I remember a time when I was unadulterated with the immunity of death that I learn to develop over the years leading to the present. It was a time when even the thought of strangers dying sends a pulsation of grief to my soul, regardless of the magnitude. It was also a time when I had the realisation that whatever I was feeling must be magnified to a grand scale in the hearts of the stranger's loved ones. Sympathy and empathy, hand-in-hand.

It was partly the forces that got me into med school in the first place.

Looking back, it's simply amazing how one could evolve so much in a couple of years. The news of a stranger's death no longer shook my heart the way it used to be. They seep into my brain after entering my ears, then almost mechanically  the information is digested and transformed into words like "That's unfortunate - I feel sorry for the loss..." that is expelled from my mouth.

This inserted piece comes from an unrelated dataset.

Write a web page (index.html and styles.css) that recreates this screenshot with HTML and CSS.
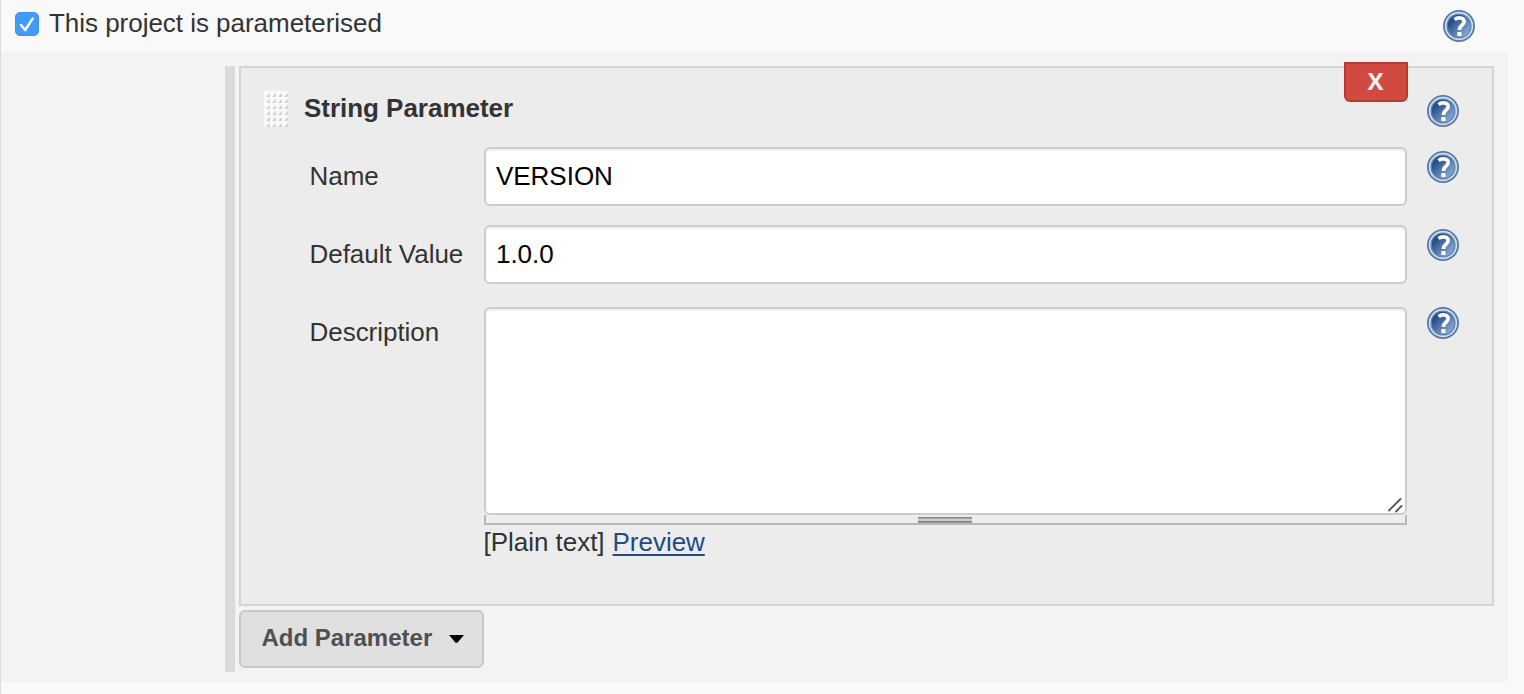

Am I less a human now? I'd like to think not. Humans develop immunity to things that they are exposed to ever so frequently. Being immune to the knowledge of death may help doctors to move on and concentrate on the living, so they would continue to save. Saying that they are less of a human doesn't seem very correct now.

However, it's also important to remember that there are levels of immunity. Some would agree that being completely immune and indifferent to death WOULD make you less of a human. I believe there is a delicate balance between preserving the acquired immunity and being susceptible to the grief of death at times. Unfortunately, the scale favours the immunity as doctors are ceaselessly exposed to death throughout their career. Perhaps having silent moments like I just had may help tip the scale back into equilibrium. At least it works for me.

Maybe it's a good idea to stop every so often and ask yourself: "Am I less of a human now?" Mirrors can do wonders to yourself.